Restate the whole of the material. Keep every word, and drop the pictures.

Provided material ::
===
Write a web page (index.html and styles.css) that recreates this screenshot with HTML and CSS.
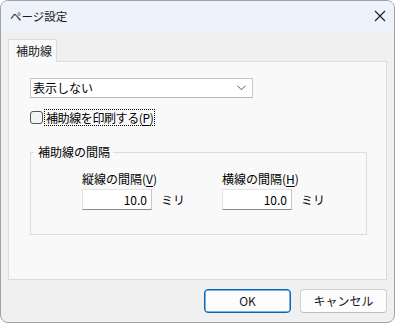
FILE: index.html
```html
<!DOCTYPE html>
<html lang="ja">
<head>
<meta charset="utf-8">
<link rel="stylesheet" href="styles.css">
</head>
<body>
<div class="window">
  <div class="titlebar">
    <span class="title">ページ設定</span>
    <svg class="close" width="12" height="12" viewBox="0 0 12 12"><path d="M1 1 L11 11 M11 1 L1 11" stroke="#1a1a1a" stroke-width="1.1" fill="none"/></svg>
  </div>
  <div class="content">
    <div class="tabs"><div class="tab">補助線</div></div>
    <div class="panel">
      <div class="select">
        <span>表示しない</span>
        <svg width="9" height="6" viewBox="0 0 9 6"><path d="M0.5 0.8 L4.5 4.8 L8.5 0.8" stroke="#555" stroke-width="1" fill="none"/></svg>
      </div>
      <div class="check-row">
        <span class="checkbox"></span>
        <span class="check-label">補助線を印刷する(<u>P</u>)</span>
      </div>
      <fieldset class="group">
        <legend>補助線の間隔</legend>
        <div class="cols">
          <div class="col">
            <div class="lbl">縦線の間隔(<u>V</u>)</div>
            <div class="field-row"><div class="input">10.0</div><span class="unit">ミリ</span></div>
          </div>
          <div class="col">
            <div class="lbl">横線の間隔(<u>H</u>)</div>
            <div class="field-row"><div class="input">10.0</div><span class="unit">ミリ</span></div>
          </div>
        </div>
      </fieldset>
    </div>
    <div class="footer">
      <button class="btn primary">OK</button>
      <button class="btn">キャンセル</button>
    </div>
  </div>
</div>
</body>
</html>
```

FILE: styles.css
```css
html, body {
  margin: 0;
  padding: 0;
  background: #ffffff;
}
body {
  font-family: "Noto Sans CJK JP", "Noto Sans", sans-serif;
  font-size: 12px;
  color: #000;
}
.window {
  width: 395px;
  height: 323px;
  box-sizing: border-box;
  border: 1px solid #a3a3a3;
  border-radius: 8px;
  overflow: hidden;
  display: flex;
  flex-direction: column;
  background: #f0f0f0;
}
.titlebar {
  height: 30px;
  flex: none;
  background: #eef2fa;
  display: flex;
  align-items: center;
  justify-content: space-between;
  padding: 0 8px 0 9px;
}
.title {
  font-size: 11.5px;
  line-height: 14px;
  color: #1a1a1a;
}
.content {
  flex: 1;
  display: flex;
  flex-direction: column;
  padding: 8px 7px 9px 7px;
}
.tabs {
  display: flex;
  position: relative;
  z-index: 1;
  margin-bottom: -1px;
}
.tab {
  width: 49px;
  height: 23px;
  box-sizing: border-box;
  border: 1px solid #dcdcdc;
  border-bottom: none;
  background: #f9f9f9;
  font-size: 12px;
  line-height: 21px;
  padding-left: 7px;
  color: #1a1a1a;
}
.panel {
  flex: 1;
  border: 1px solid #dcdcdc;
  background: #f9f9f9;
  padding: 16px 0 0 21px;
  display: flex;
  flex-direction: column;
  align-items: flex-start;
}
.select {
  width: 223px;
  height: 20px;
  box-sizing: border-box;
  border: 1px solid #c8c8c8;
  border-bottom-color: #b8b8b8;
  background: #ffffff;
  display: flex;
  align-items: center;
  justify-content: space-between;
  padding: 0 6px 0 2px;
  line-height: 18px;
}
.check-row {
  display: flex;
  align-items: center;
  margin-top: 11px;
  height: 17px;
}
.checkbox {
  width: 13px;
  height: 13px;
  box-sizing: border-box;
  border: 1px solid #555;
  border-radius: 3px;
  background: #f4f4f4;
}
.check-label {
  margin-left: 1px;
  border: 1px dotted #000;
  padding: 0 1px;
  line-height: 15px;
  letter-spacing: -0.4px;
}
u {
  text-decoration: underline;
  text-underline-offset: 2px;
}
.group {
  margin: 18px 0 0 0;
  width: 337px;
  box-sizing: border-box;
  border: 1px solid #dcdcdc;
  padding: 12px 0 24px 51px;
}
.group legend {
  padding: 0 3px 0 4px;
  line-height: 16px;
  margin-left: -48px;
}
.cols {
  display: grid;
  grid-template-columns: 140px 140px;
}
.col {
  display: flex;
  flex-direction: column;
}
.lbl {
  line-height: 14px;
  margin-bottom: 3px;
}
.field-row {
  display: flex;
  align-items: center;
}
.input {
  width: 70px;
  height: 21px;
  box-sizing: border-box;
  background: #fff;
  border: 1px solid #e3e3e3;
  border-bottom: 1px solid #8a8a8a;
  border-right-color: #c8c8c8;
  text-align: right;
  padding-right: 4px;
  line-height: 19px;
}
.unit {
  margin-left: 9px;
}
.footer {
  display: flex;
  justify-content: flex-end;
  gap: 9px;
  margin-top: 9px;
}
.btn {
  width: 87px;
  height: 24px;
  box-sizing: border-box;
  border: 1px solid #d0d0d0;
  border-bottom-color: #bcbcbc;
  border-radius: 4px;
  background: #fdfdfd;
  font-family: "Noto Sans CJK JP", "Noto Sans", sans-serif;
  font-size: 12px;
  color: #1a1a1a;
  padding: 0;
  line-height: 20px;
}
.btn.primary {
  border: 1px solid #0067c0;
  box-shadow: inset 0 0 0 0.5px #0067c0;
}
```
===
Answer for this exercise ::
Write a web page (index.html and styles.css) that recreates this screenshot with HTML and CSS.
FILE: index.html
```html
<!DOCTYPE html>
<html lang="ja">
<head>
<meta charset="utf-8">
<link rel="stylesheet" href="styles.css">
</head>
<body>
<div class="window">
  <div class="titlebar">
    <span class="title">ページ設定</span>
    <svg class="close" width="12" height="12" viewBox="0 0 12 12"><path d="M1 1 L11 11 M11 1 L1 11" stroke="#1a1a1a" stroke-width="1.1" fill="none"/></svg>
  </div>
  <div class="content">
    <div class="tabs"><div class="tab">補助線</div></div>
    <div class="panel">
      <div class="select">
        <span>表示しない</span>
        <svg width="9" height="6" viewBox="0 0 9 6"><path d="M0.5 0.8 L4.5 4.8 L8.5 0.8" stroke="#555" stroke-width="1" fill="none"/></svg>
      </div>
      <div class="check-row">
        <span class="checkbox"></span>
        <span class="check-label">補助線を印刷する(<u>P</u>)</span>
      </div>
      <fieldset class="group">
        <legend>補助線の間隔</legend>
        <div class="cols">
          <div class="col">
            <div class="lbl">縦線の間隔(<u>V</u>)</div>
            <div class="field-row"><div class="input">10.0</div><span class="unit">ミリ</span></div>
          </div>
          <div class="col">
            <div class="lbl">横線の間隔(<u>H</u>)</div>
            <div class="field-row"><div class="input">10.0</div><span class="unit">ミリ</span></div>
          </div>
        </div>
      </fieldset>
    </div>
    <div class="footer">
      <button class="btn primary">OK</button>
      <button class="btn">キャンセル</button>
    </div>
  </div>
</div>
</body>
</html>
```

FILE: styles.css
```css
html, body {
  margin: 0;
  padding: 0;
  background: #ffffff;
}
body {
  font-family: "Noto Sans CJK JP", "Noto Sans", sans-serif;
  font-size: 12px;
  color: #000;
}
.window {
  width: 395px;
  height: 323px;
  box-sizing: border-box;
  border: 1px solid #a3a3a3;
  border-radius: 8px;
  overflow: hidden;
  display: flex;
  flex-direction: column;
  background: #f0f0f0;
}
.titlebar {
  height: 30px;
  flex: none;
  background: #eef2fa;
  display: flex;
  align-items: center;
  justify-content: space-between;
  padding: 0 8px 0 9px;
}
.title {
  font-size: 11.5px;
  line-height: 14px;
  color: #1a1a1a;
}
.content {
  flex: 1;
  display: flex;
  flex-direction: column;
  padding: 8px 7px 9px 7px;
}
.tabs {
  display: flex;
  position: relative;
  z-index: 1;
  margin-bottom: -1px;
}
.tab {
  width: 49px;
  height: 23px;
  box-sizing: border-box;
  border: 1px solid #dcdcdc;
  border-bottom: none;
  background: #f9f9f9;
  font-size: 12px;
  line-height: 21px;
  padding-left: 7px;
  color: #1a1a1a;
}
.panel {
  flex: 1;
  border: 1px solid #dcdcdc;
  background: #f9f9f9;
  padding: 16px 0 0 21px;
  display: flex;
  flex-direction: column;
  align-items: flex-start;
}
.select {
  width: 223px;
  height: 20px;
  box-sizing: border-box;
  border: 1px solid #c8c8c8;
  border-bottom-color: #b8b8b8;
  background: #ffffff;
  display: flex;
  align-items: center;
  justify-content: space-between;
  padding: 0 6px 0 2px;
  line-height: 18px;
}
.check-row {
  display: flex;
  align-items: center;
  margin-top: 11px;
  height: 17px;
}
.checkbox {
  width: 13px;
  height: 13px;
  box-sizing: border-box;
  border: 1px solid #555;
  border-radius: 3px;
  background: #f4f4f4;
}
.check-label {
  margin-left: 1px;
  border: 1px dotted #000;
  padding: 0 1px;
  line-height: 15px;
  letter-spacing: -0.4px;
}
u {
  text-decoration: underline;
  text-underline-offset: 2px;
}
.group {
  margin: 18px 0 0 0;
  width: 337px;
  box-sizing: border-box;
  border: 1px solid #dcdcdc;
  padding: 12px 0 24px 51px;
}
.group legend {
  padding: 0 3px 0 4px;
  line-height: 16px;
  margin-left: -48px;
}
.cols {
  display: grid;
  grid-template-columns: 140px 140px;
}
.col {
  display: flex;
  flex-direction: column;
}
.lbl {
  line-height: 14px;
  margin-bottom: 3px;
}
.field-row {
  display: flex;
  align-items: center;
}
.input {
  width: 70px;
  height: 21px;
  box-sizing: border-box;
  background: #fff;
  border: 1px solid #e3e3e3;
  border-bottom: 1px solid #8a8a8a;
  border-right-color: #c8c8c8;
  text-align: right;
  padding-right: 4px;
  line-height: 19px;
}
.unit {
  margin-left: 9px;
}
.footer {
  display: flex;
  justify-content: flex-end;
  gap: 9px;
  margin-top: 9px;
}
.btn {
  width: 87px;
  height: 24px;
  box-sizing: border-box;
  border: 1px solid #d0d0d0;
  border-bottom-color: #bcbcbc;
  border-radius: 4px;
  background: #fdfdfd;
  font-family: "Noto Sans CJK JP", "Noto Sans", sans-serif;
  font-size: 12px;
  color: #1a1a1a;
  padding: 0;
  line-height: 20px;
}
.btn.primary {
  border: 1px solid #0067c0;
  box-shadow: inset 0 0 0 0.5px #0067c0;
}
```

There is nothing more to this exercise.